▶ _Exercise material_:
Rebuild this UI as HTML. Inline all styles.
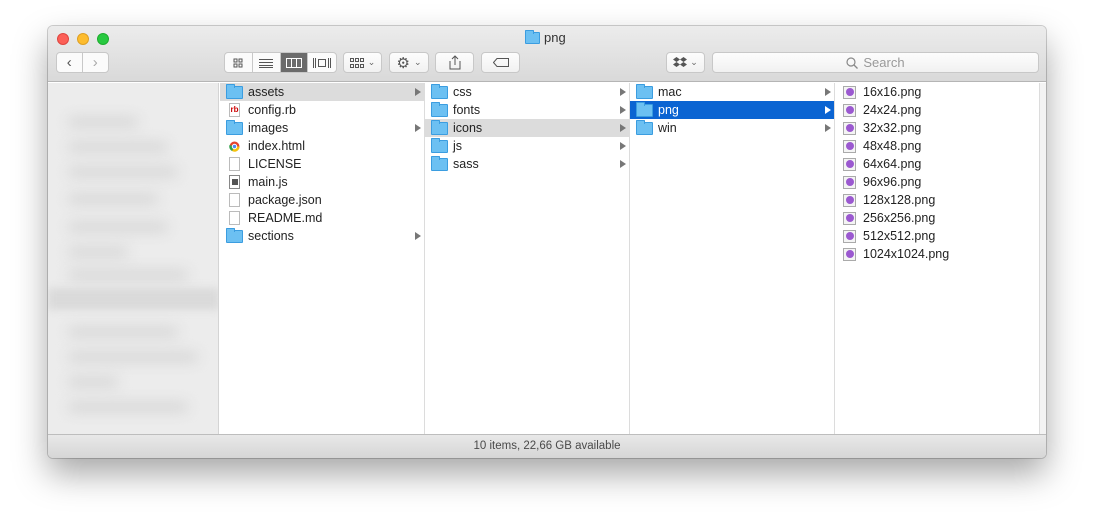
<!DOCTYPE html>
<html><head><meta charset="utf-8"><style>
*{margin:0;padding:0;box-sizing:border-box}
body{width:1094px;height:532px;background:#fff;position:relative;overflow:hidden;font-family:"Liberation Sans",sans-serif;font-size:12.5px;color:#222}
.win{position:absolute;left:48px;top:26px;width:998px;height:432px;border-radius:5px;background:#fff;box-shadow:0 16px 34px rgba(0,0,0,.35),0 0 0 1px rgba(0,0,0,.18);overflow:hidden}
.tb{position:absolute;left:0;top:0;width:998px;height:56px;background:linear-gradient(#ececec,#d9d9d9);border-bottom:1px solid #b5b5b5}
.light{position:absolute;top:7px;width:12px;height:12px;border-radius:50%}
.title{position:absolute;top:4px;left:477px;font-size:13px;color:#333;display:flex;align-items:center;gap:4px}
.btn{position:absolute;top:26px;height:21px;background:linear-gradient(#fdfdfd,#f1f1f1);border:1px solid #c8c8c8;border-radius:4px;display:flex;align-items:center;justify-content:center;color:#666}
.seg{position:absolute;top:26px;height:21px;display:flex;border:1px solid #c8c8c8;border-radius:4px;overflow:hidden;background:#fbfbfb}
.seg div{width:28px;border-right:1px solid #c8c8c8;display:flex;align-items:center;justify-content:center}
.seg div:last-child{border-right:none}
.side{position:absolute;left:0;top:57px;width:171px;height:351px;background:#ececec;border-right:1px solid #d4d4d4;overflow:hidden}
.blur{position:absolute;filter:blur(7px);background:#d0d0d0;height:8px;border-radius:4px}
.col{position:absolute;top:57px;height:351px;border-right:1px solid #dcdcdc;background:#fff}
.row{height:18px;display:flex;align-items:center;padding-left:6px;position:relative;white-space:nowrap}
.row .ic{width:17px;height:14px;margin-right:5px;flex:none;display:flex;align-items:center;justify-content:center}
.row.sel{background:#dcdcdc}
.row.act{background:#0b64d2;color:#fff}
.arr{position:absolute;right:3px;top:5px;width:0;height:0;border-left:6px solid #777;border-top:4px solid transparent;border-bottom:4px solid transparent}
.act .arr{border-left-color:#fff}
.fold{width:17px;height:13px;background:#6cc0f2;border:1px solid #3b9de0;border-radius:1px;position:relative}
.fold:before{content:"";position:absolute;left:-1px;top:-3px;width:7px;height:3px;background:#6cc0f2;border:1px solid #3b9de0;border-bottom:none;border-radius:1px 1px 0 0}
.doc{width:11px;height:14px;border:1px solid #bbb;background:#fff}
.png{width:13px;height:13px;border:1px solid #aaa;background:#f4f4f4;display:flex;align-items:center;justify-content:center}
.png i{width:8px;height:8px;border-radius:50%;background:#9b59d0}
.status{position:absolute;left:0;top:408px;width:998px;height:24px;background:linear-gradient(#e8e8e8,#d6d6d6);border-top:1px solid #bdbdbd;text-align:center;font-size:11.5px;color:#4a4a4a;line-height:23px}
</style></head><body>
<div class="win">
<div class="tb">
 <div class="light" style="left:9px;background:#fc5f57;border:1px solid #de4640"></div>
 <div class="light" style="left:29px;background:#fdbc2e;border:1px solid #dea024"></div>
 <div class="light" style="left:49px;background:#28c940;border:1px solid #1ead2e"></div>
 <div class="title"><span class="fold" style="width:15px;height:12px;display:inline-block"></span>png</div>
 <div class="seg" style="left:8px;width:53px"><div style="width:26px;font-size:15px;color:#555">&#8249;</div><div style="width:26px;font-size:15px;color:#aaa">&#8250;</div></div>
 <div class="seg" style="left:176px;width:113px">
  <div><svg width="10" height="10"><g fill="none" stroke="#555"><rect x="1" y="1" width="3" height="3"/><rect x="6" y="1" width="3" height="3"/><rect x="1" y="6" width="3" height="3"/><rect x="6" y="6" width="3" height="3"/></g></svg></div>
  <div><svg width="14" height="10"><path d="M0 1.5H14M0 4.5H14M0 7.5H14M0 9.5H14" stroke="#555"/></svg></div>
  <div style="background:#6b6b6b"><svg width="16" height="10"><rect x=".5" y=".5" width="15" height="9" fill="none" stroke="#fff"/><path d="M5.5 0V10M10.5 0V10" stroke="#fff"/></svg></div>
  <div><svg width="18" height="10"><path d="M.5 0V10M2.5 0V10M15.5 0V10M17.5 0V10" stroke="#555"/><rect x="5.5" y="1.5" width="7" height="7" fill="none" stroke="#555"/></svg></div>
 </div>
 <div class="btn" style="left:295px;width:39px;gap:4px"><svg width="14" height="10"><g fill="none" stroke="#555"><rect x=".5" y=".5" width="3" height="3"/><rect x="5.5" y=".5" width="3" height="3"/><rect x="10.5" y=".5" width="3" height="3"/><rect x=".5" y="6.5" width="3" height="3"/><rect x="5.5" y="6.5" width="3" height="3"/><rect x="10.5" y="6.5" width="3" height="3"/></g></svg><span style="font-size:9px">&#8964;</span></div>
 <div class="btn" style="left:341px;width:40px;gap:4px"><span style="font-size:15px;color:#555">&#9881;</span><span style="font-size:9px">&#8964;</span></div>
 <div class="btn" style="left:387px;width:39px"><svg width="12" height="15"><path d="M1 6V14H11V6M6 1V10M3 4L6 1L9 4" fill="none" stroke="#555"/></svg></div>
 <div class="btn" style="left:433px;width:39px"><svg width="16" height="9"><path d="M4 .5H15.5V8.5H4L.5 4.5Z" fill="none" stroke="#555"/></svg></div>
 <div class="btn" style="left:618px;width:39px;gap:3px"><svg width="14" height="12"><path d="M3.5 0L7 2.5L3.5 5L0 2.5ZM10.5 0L14 2.5L10.5 5L7 2.5ZM3.5 5L7 7.5L3.5 10L0 7.5ZM10.5 5L14 7.5L10.5 10L7 7.5Z" fill="#555"/></svg><span style="font-size:9px">&#8964;</span></div>
 <div class="btn" style="left:664px;width:327px;color:#999;font-size:13px;gap:5px"><svg width="12" height="12"><circle cx="5" cy="5" r="4" fill="none" stroke="#888" stroke-width="1.2"/><path d="M8 8L11.5 11.5" stroke="#888" stroke-width="1.3"/></svg>Search</div>
</div>
<div class="side">
 <div class="blur" style="left:20px;top:35px;width:70px"></div>
 <div class="blur" style="left:20px;top:60px;width:100px"></div>
 <div class="blur" style="left:20px;top:85px;width:110px"></div>
 <div class="blur" style="left:20px;top:112px;width:90px"></div>
 <div class="blur" style="left:20px;top:140px;width:100px"></div>
 <div class="blur" style="left:20px;top:165px;width:60px"></div>
 <div class="blur" style="left:20px;top:188px;width:120px"></div>
 <div style="position:absolute;left:0;top:205px;width:171px;height:22px;background:#dadada;filter:blur(4px)"></div>
 <div class="blur" style="left:20px;top:245px;width:110px"></div>
 <div class="blur" style="left:20px;top:270px;width:130px"></div>
 <div class="blur" style="left:20px;top:295px;width:50px"></div>
 <div class="blur" style="left:20px;top:320px;width:120px"></div>
</div>
<div class="col" style="left:172px;width:205px">
 <div class="row sel"><span class="ic"><span class="fold"></span></span>assets<span class="arr"></span></div>
 <div class="row"><span class="ic"><span class="doc" style="color:#c00;font-size:8px;font-weight:bold;line-height:12px;text-align:center">rb</span></span>config.rb</div>
 <div class="row"><span class="ic"><span class="fold"></span></span>images<span class="arr"></span></div>
 <div class="row"><span class="ic"><svg width="11" height="11"><circle cx="5.5" cy="5.5" r="5" fill="#e4442e"/><path d="M5.5 5.5L10.5 5.5A5 5 0 0 1 3 10Z" fill="#f4c20d"/><path d="M5.5 5.5L3 10A5 5 0 0 1 .5 4Z" fill="#2ea24a"/><circle cx="5.5" cy="5.5" r="2.2" fill="#4a8af4" stroke="#fff"/></svg></span>index.html</div>
 <div class="row"><span class="ic"><span class="doc"></span></span>LICENSE</div>
 <div class="row"><span class="ic"><span class="doc" style="border-color:#888;display:flex;align-items:center;justify-content:center"><i style="width:6px;height:6px;background:#555;display:block"></i></span></span>main.js</div>
 <div class="row"><span class="ic"><span class="doc"></span></span>package.json</div>
 <div class="row"><span class="ic"><span class="doc"></span></span>README.md</div>
 <div class="row"><span class="ic"><span class="fold"></span></span>sections<span class="arr"></span></div>
</div>
<div class="col" style="left:377px;width:205px">
 <div class="row"><span class="ic"><span class="fold"></span></span>css<span class="arr"></span></div>
 <div class="row"><span class="ic"><span class="fold"></span></span>fonts<span class="arr"></span></div>
 <div class="row sel"><span class="ic"><span class="fold"></span></span>icons<span class="arr"></span></div>
 <div class="row"><span class="ic"><span class="fold"></span></span>js<span class="arr"></span></div>
 <div class="row"><span class="ic"><span class="fold"></span></span>sass<span class="arr"></span></div>
</div>
<div class="col" style="left:582px;width:205px">
 <div class="row"><span class="ic"><span class="fold"></span></span>mac<span class="arr"></span></div>
 <div class="row act"><span class="ic"><span class="fold"></span></span>png<span class="arr"></span></div>
 <div class="row"><span class="ic"><span class="fold"></span></span>win<span class="arr"></span></div>
</div>
<div class="col" style="left:787px;width:205px">
 <div class="row"><span class="ic"><span class="png"><i></i></span></span>16x16.png</div>
 <div class="row"><span class="ic"><span class="png"><i></i></span></span>24x24.png</div>
 <div class="row"><span class="ic"><span class="png"><i></i></span></span>32x32.png</div>
 <div class="row"><span class="ic"><span class="png"><i></i></span></span>48x48.png</div>
 <div class="row"><span class="ic"><span class="png"><i></i></span></span>64x64.png</div>
 <div class="row"><span class="ic"><span class="png"><i></i></span></span>96x96.png</div>
 <div class="row"><span class="ic"><span class="png"><i></i></span></span>128x128.png</div>
 <div class="row"><span class="ic"><span class="png"><i></i></span></span>256x256.png</div>
 <div class="row"><span class="ic"><span class="png"><i></i></span></span>512x512.png</div>
 <div class="row"><span class="ic"><span class="png"><i></i></span></span>1024x1024.png</div>
</div>
<div style="position:absolute;left:992px;top:57px;width:6px;height:351px;background:#f3f3f3"></div>
<div class="status">10 items, 22,66 GB available</div>
</div>
</body></html>
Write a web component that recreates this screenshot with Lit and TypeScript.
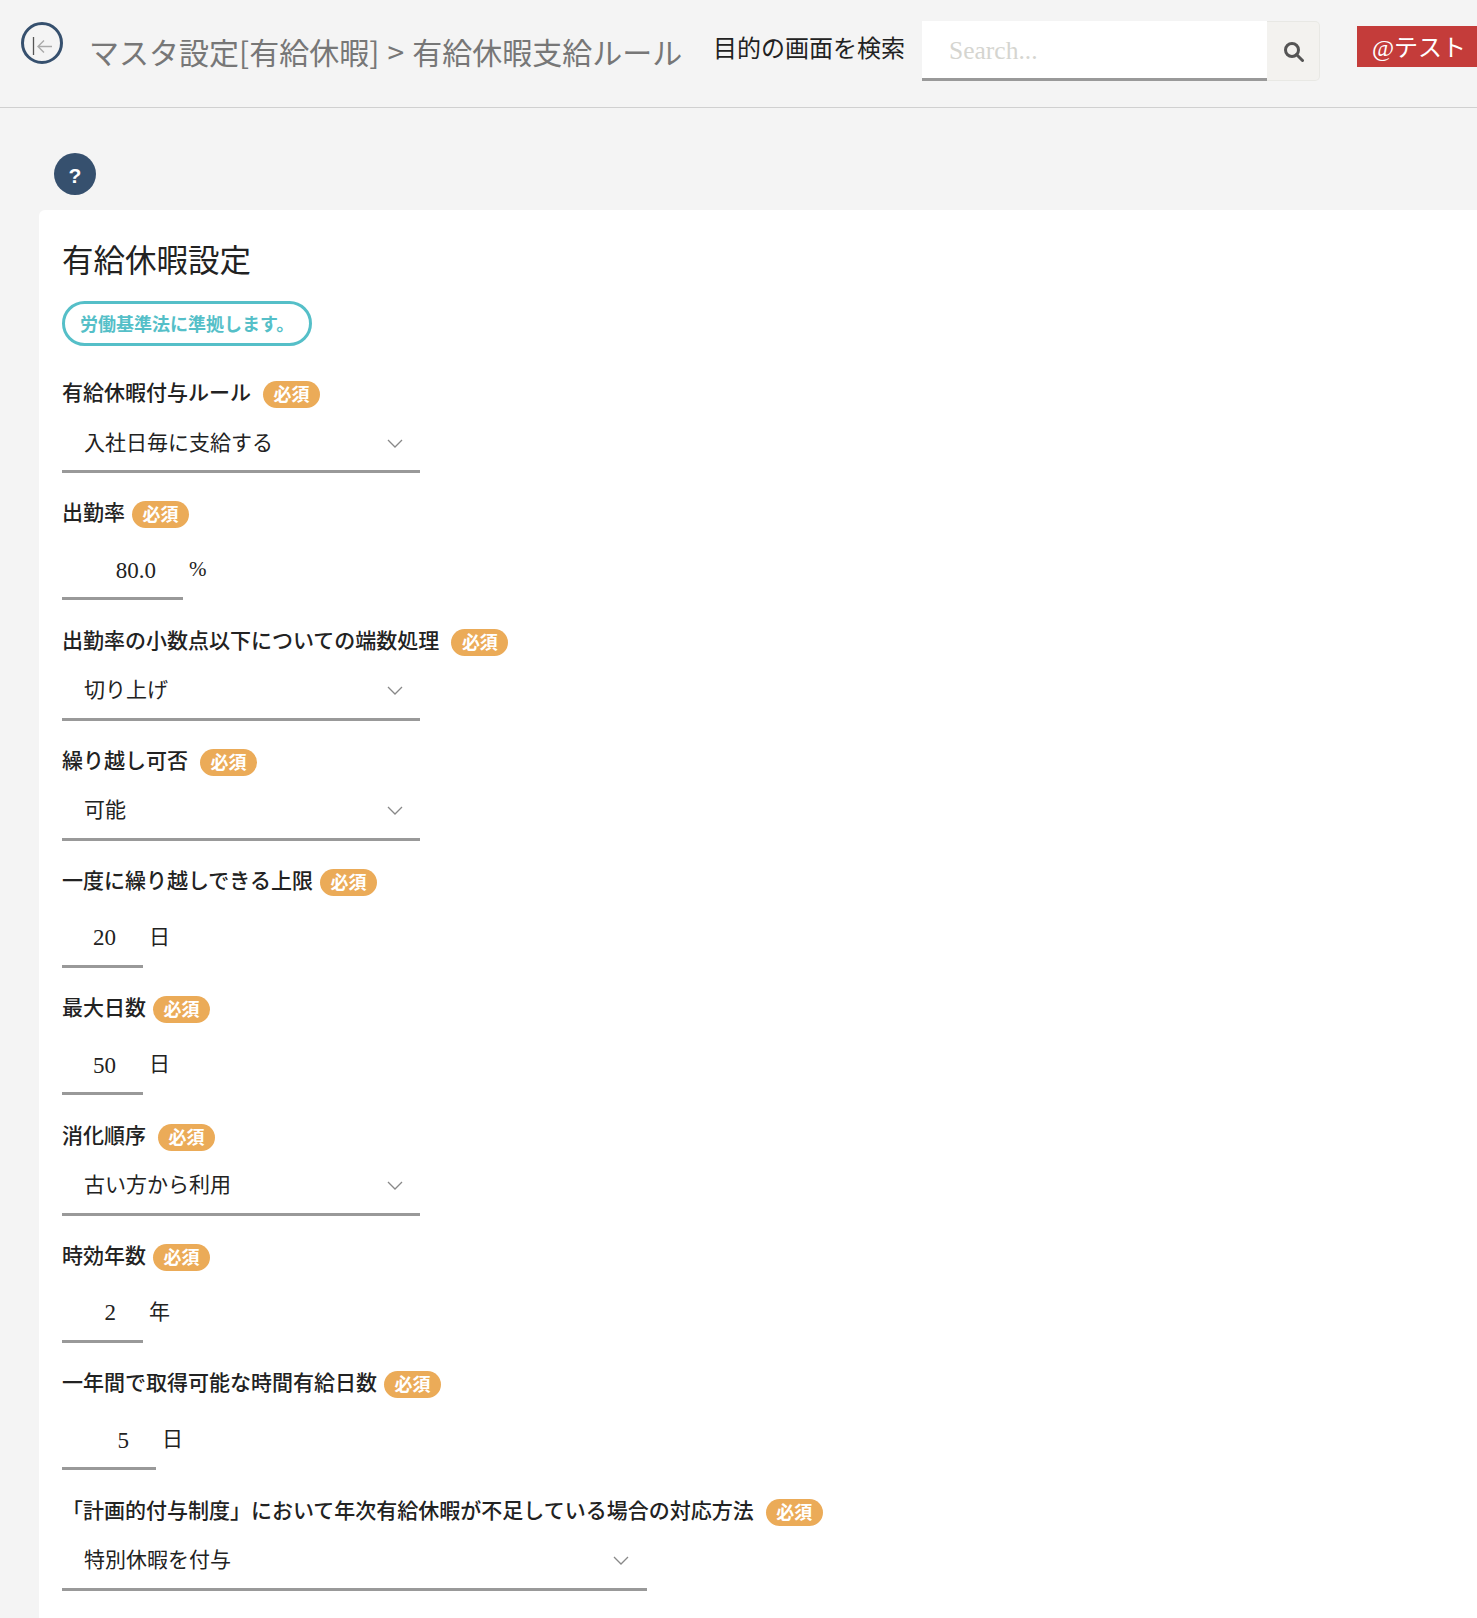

▶ _Objective_:
Copy every line of the data that holds the string "this".

▶ _Reply to the exercise_:
Rebuild this UI as HTML. Inline all styles.
Write a web component that recreates this screenshot with Lit and TypeScript.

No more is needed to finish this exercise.